Day 9: Castelsardo and back to Alghero
There are a number of places to visit along the way between Santa Teresa and Alghero, and you will be able to choose according to your schedule and preference.
We first went to Cala Sarraina, which was a recommendation of our great host Gigi, from La Chicca di Francesca B&B in Santa Teresa di Gallura. It was a perfect break in our way back to Alghero, and it took us only half an hour to get there. It was less crowded than the average on the island, and we had a feeling of being in a more natural and “local” beach.
The beach consists of very small pebbles, and it is surrounded by a number of particular rock formations. The water is warm and clean, with plenty of fish. We missed the sunset due to our schedule, but it was recommended to us a couple of times.
We then continued our journey and we stopped in Castelsardo, which was in our original plan. It took us around 45 minutes from the beach.

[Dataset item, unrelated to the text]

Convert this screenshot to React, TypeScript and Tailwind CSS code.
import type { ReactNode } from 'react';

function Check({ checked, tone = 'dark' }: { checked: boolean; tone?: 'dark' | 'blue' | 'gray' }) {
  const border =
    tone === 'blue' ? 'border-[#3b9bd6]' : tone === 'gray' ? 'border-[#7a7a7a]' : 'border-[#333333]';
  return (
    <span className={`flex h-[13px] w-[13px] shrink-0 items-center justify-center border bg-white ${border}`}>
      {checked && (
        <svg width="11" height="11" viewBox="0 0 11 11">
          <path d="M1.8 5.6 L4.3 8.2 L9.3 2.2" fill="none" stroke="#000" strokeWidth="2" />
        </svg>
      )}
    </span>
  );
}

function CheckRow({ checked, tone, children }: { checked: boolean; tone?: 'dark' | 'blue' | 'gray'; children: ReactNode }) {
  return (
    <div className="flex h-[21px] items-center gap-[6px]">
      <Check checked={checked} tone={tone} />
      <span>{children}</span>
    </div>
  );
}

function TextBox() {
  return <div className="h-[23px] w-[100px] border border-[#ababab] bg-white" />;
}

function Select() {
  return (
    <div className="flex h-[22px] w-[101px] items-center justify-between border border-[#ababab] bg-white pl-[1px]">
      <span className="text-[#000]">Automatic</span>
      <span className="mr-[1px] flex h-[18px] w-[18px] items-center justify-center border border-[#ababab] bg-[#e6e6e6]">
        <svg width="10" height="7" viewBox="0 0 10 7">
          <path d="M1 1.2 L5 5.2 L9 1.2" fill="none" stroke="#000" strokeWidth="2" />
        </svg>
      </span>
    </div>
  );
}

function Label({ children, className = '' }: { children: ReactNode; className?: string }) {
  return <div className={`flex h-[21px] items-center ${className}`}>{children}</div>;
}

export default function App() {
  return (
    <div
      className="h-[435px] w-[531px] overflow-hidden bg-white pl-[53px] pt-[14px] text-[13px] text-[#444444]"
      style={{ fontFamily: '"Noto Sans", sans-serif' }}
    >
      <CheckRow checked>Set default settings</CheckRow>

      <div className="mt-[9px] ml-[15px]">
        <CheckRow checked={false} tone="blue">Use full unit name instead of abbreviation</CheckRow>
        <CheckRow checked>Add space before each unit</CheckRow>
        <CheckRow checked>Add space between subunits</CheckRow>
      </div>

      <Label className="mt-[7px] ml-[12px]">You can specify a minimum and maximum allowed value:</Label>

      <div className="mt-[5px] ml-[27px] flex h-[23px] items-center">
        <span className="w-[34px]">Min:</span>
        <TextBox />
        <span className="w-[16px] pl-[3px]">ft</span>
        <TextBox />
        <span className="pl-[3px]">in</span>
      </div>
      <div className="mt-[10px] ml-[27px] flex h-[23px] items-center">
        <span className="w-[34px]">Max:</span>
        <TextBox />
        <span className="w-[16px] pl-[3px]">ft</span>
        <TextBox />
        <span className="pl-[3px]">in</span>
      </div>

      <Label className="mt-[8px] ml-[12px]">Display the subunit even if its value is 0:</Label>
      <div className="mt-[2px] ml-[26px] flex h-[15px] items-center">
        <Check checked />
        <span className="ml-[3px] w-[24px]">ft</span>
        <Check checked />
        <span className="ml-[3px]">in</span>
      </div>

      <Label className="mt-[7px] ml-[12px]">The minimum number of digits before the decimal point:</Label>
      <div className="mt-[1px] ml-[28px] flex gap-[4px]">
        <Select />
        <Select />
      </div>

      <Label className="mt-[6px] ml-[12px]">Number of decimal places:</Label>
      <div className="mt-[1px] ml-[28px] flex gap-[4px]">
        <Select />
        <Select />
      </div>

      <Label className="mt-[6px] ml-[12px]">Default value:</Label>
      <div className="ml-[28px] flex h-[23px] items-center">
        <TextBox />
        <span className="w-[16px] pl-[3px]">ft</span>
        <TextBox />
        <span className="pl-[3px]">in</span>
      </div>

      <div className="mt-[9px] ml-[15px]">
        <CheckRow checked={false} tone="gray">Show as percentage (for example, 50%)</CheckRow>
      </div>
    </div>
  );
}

Castelsardo is a historic town mainly known by its hilltop ancient castle, Castello dei Doria. But it is not just the castle, but also the historic centre surrounding it. Expect to see medieval alleyways, stone buildings, several cafes, restaurants, and charming handicraft shops. The basket weaving industry is particularly popular, as you will see if walk around. There is even a dedicated museum called Museo dell’Intreccio Mediterraneo.

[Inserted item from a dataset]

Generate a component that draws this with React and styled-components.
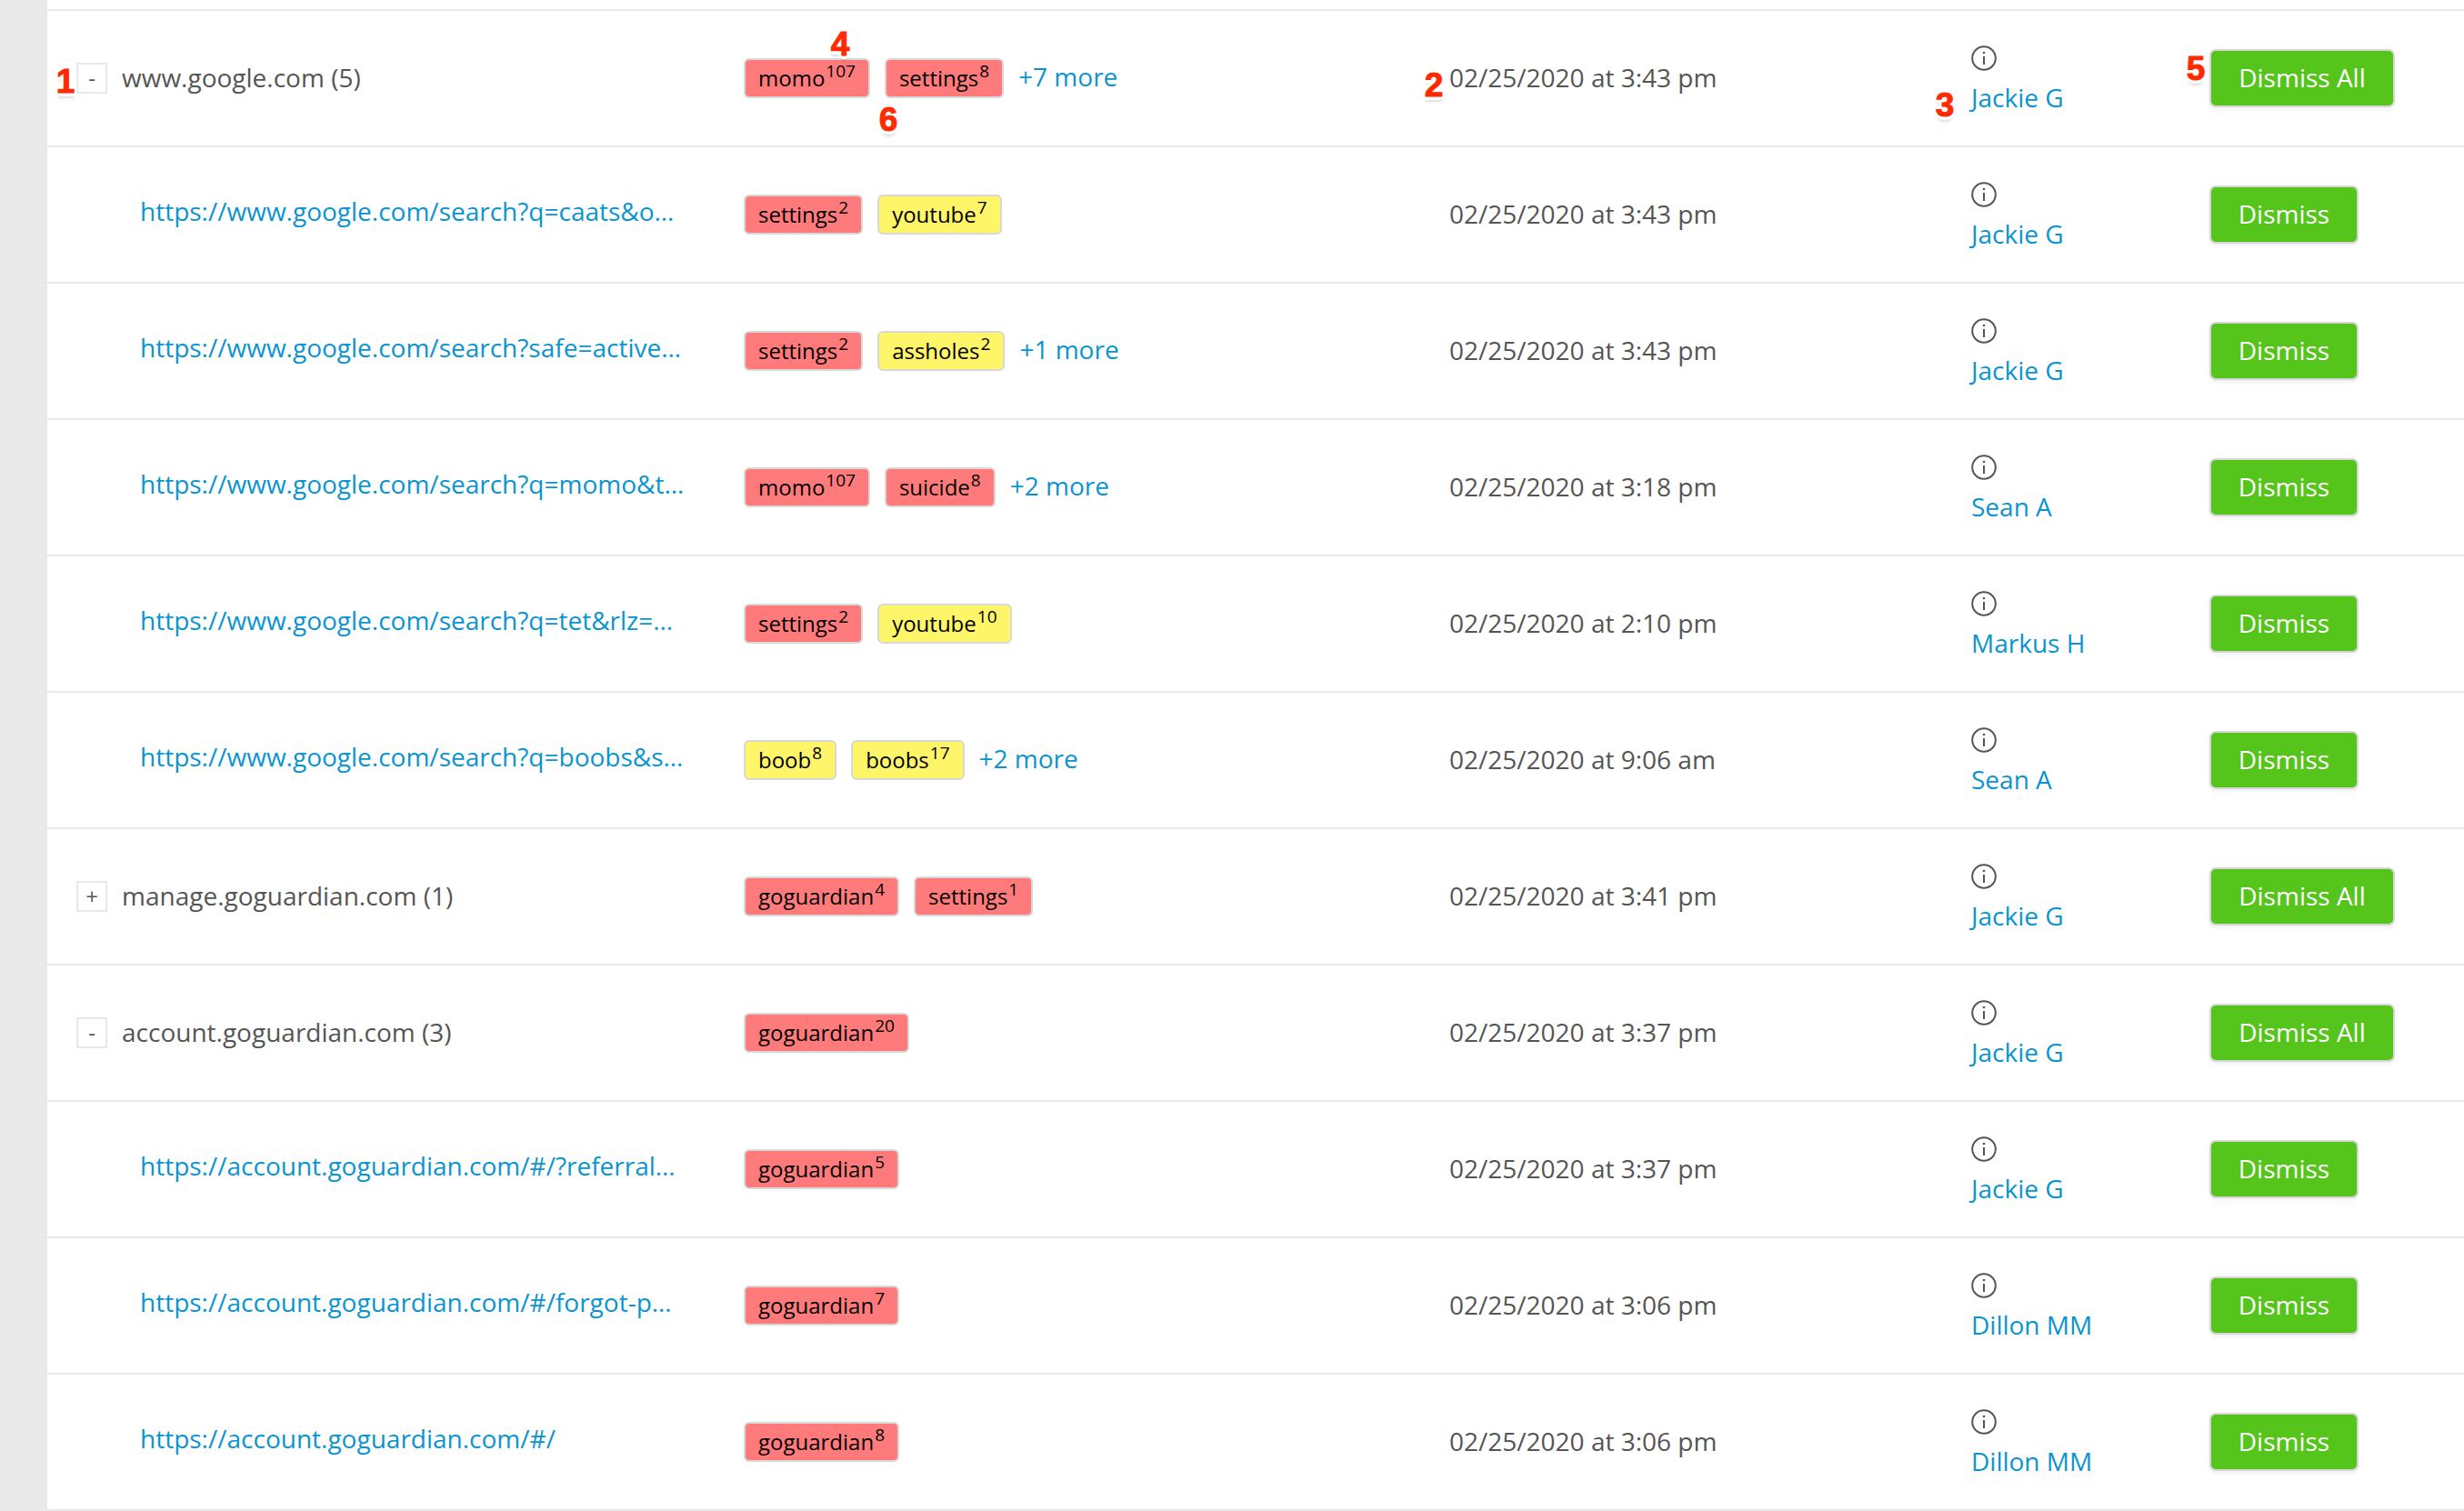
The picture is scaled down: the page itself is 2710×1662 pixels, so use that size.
import styled, { createGlobalStyle } from "styled-components";

const GlobalStyle = createGlobalStyle`
    html, body {
        margin: 0;
        padding: 0;
        background: #fff;
        font-family: "Open Sans", "Liberation Sans", sans-serif;
    }
`;

const Page = styled.div`
    display: flex;
    width: 2710px;
    height: 1662px;
    overflow: hidden;
`;
const Sidebar = styled.div`
    width: 52px;
    flex: none;
    background: #e9e9e9;
`;
const Table = styled.div`
    flex: 1;
    padding-top: 10px;
`;
const Row = styled.div`
    display: grid;
    grid-template-columns: 766px 776px 574px 262px 1fr;
    align-items: center;
    height: 148px;
    border-top: 2px solid #e8e8e8;
    font-size: 28px;
    color: #555;
    &:last-child {
        border-bottom: 2px solid #e8e8e8;
    }
`;
const GroupCell = styled.div`
    display: flex;
    align-items: center;
    gap: 16px;
    padding-left: 32px;
`;
const Toggle = styled.span`
    width: 34px;
    height: 34px;
    box-sizing: border-box;
    border: 2px solid #e8e8e8;
    display: flex;
    align-items: center;
    justify-content: center;
    font-size: 24px;
    line-height: 1;
`;
const GroupName = styled.span`
    margin-top: -2px;
`;
const UrlCell = styled.a`
    padding-left: 102px;
    margin-top: -8px;
    color: #0a94d0;
    white-space: nowrap;
`;
const TagCell = styled.div`
    display: flex;
    align-items: center;
    gap: 16px;
`;
const Tag = styled.span`
    height: 44px;
    box-sizing: border-box;
    display: inline-flex;
    align-items: center;
    padding: 0 14px 2px;
    border: 2px solid #d8d8d8;
    border-radius: 6px;
    background: ${(p) => (p.$level === "high" ? "#ff7b7b" : "#fff568")};
    color: #000;
    font-size: 24px;
`;
const Count = styled.sup`
    font-size: 19px;
    line-height: 0;
    margin-top: -14px;
    margin-left: 1px;
`;
const More = styled.a`
    color: #0a94d0;
    margin-top: -4px;
`;
const DateCell = styled.div`
    white-space: nowrap;
    margin-top: -2px;
`;
const UserCell = styled.div`
    display: flex;
    flex-direction: column;
    align-items: flex-start;
    gap: 9px;
    margin-top: 5px;
`;
const InfoIcon = styled.svg`
    width: 28px;
    height: 28px;
    display: block;
`;
const UserName = styled.a`
    color: #0a94d0;
    line-height: 40px;
`;
const DismissButton = styled.button`
    height: 64px;
    width: ${(p) => (p.$all ? "204px" : "164px")};
    box-sizing: border-box;
    padding: 0 0 2px;
    border: 2px solid #d6d6d6;
    border-radius: 7px;
    background: #55c41b;
    color: #fff;
    font-family: inherit;
    font-size: 28px;
    box-shadow: 0 3px 4px rgba(0, 0, 0, 0.05);
`;
const Marker = styled.span`
    position: absolute;
    left: ${(p) => p.$x}px;
    top: ${(p) => p.$y}px;
    transform: translate(-50%, -50%);
    font-family: "Liberation Sans", sans-serif;
    font-weight: bold;
    font-size: 37px;
    line-height: 1;
    color: #ff2a00;
    -webkit-text-stroke: 1px #ff2a00;
    text-shadow: -3px 0 0 #fff, 3px 0 0 #fff, 0 -3px 0 #fff, 0 4px 0 #fff,
        -3px -3px 0 #fff, 3px -3px 0 #fff, -3px 3px 0 #fff, 3px 3px 0 #fff,
        0 6px 3px rgba(0, 0, 0, 0.14);
`;

const rows = [
    { group: "www.google.com (5)", open: true, tags: [["momo", 107, "high"], ["settings", 8, "high"]], more: 7, date: "02/25/2020 at 3:43 pm", user: "Jackie G" },
    { url: "https://www.google.com/search?q=caats&o…", tags: [["settings", 2, "high"], ["youtube", 7, "low"]], date: "02/25/2020 at 3:43 pm", user: "Jackie G" },
    { url: "https://www.google.com/search?safe=active…", tags: [["settings", 2, "high"], ["assholes", 2, "low"]], more: 1, date: "02/25/2020 at 3:43 pm", user: "Jackie G" },
    { url: "https://www.google.com/search?q=momo&t…", tags: [["momo", 107, "high"], ["suicide", 8, "high"]], more: 2, date: "02/25/2020 at 3:18 pm", user: "Sean A" },
    { url: "https://www.google.com/search?q=tet&rlz=…", tags: [["settings", 2, "high"], ["youtube", 10, "low"]], date: "02/25/2020 at 2:10 pm", user: "Markus H" },
    { url: "https://www.google.com/search?q=boobs&s…", tags: [["boob", 8, "low"], ["boobs", 17, "low"]], more: 2, date: "02/25/2020 at 9:06 am", user: "Sean A" },
    { group: "manage.goguardian.com (1)", open: false, tags: [["goguardian", 4, "high"], ["settings", 1, "high"]], date: "02/25/2020 at 3:41 pm", user: "Jackie G" },
    { group: "account.goguardian.com (3)", open: true, tags: [["goguardian", 20, "high"]], date: "02/25/2020 at 3:37 pm", user: "Jackie G" },
    { url: "https://account.goguardian.com/#/?referral…", tags: [["goguardian", 5, "high"]], date: "02/25/2020 at 3:37 pm", user: "Jackie G" },
    { url: "https://account.goguardian.com/#/forgot-p…", tags: [["goguardian", 7, "high"]], date: "02/25/2020 at 3:06 pm", user: "Dillon MM" },
    { url: "https://account.goguardian.com/#/", tags: [["goguardian", 8, "high"]], date: "02/25/2020 at 3:06 pm", user: "Dillon MM" },
];

const markers = [
    ["1", 72, 89],
    ["2", 1577, 93],
    ["3", 2139, 115],
    ["4", 924, 48],
    ["5", 2415, 75],
    ["6", 977, 131],
];

const Info = () => (
    <InfoIcon viewBox="0 0 28 28" fill="none" stroke="#555">
        <circle cx="14" cy="14" r="12.8" strokeWidth="2" />
        <path d="M14 12v9" strokeWidth="2" />
        <circle cx="14" cy="8" r="1.3" fill="#555" stroke="none" />
    </InfoIcon>
);

const App = () => {
    return (
        <Page>
            <GlobalStyle />
            <Sidebar />
            <Table>
                {rows.map((row, i) => (
                    <Row key={i}>
                        {row.group ? (
                            <GroupCell>
                                <Toggle>{row.open ? "-" : "+"}</Toggle>
                                <GroupName>{row.group}</GroupName>
                            </GroupCell>
                        ) : (
                            <UrlCell>{row.url}</UrlCell>
                        )}
                        <TagCell>
                            {row.tags.map(([name, count, level]) => (
                                <Tag key={name} $level={level}>
                                    {name}
                                    <Count>{count}</Count>
                                </Tag>
                            ))}
                            {row.more && <More>+{row.more} more</More>}
                        </TagCell>
                        <DateCell>{row.date}</DateCell>
                        <UserCell>
                            <Info />
                            <UserName>{row.user}</UserName>
                        </UserCell>
                        <div>
                            <DismissButton $all={!!row.group}>
                                {row.group ? "Dismiss All" : "Dismiss"}
                            </DismissButton>
                        </div>
                    </Row>
                ))}
            </Table>
            {markers.map(([label, x, y]) => (
                <Marker key={label} $x={x} $y={y}>
                    {label}
                </Marker>
            ))}
        </Page>
    );
};

export default App;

I recommend driving up and leave the car on Via Nazionale, and then explore on foot the town and its main attractions, which are Cattedrale di Sant’Antonio, Castello dei Doria, Chiesa di Santa Maria delle Grazie, Baia Ostina.
And besides the old castles and fortresses, there are a couple of beaches nearby that are also worth checking out, such as Lu Bagnu.
Our last night was in Alghero. We made this decision having some doubts, but we don’t regret at all. We walked around the town one more time and we had one more aperitivo in a restaurant/bar called Bar Focacceria Milese.
We spent our last night in a hotel next to the airport called Maris Agriturismo. This was handy because we returned the car that same night, and the hotel’s manager/host picked us up and drove us back the next morning after breakfast.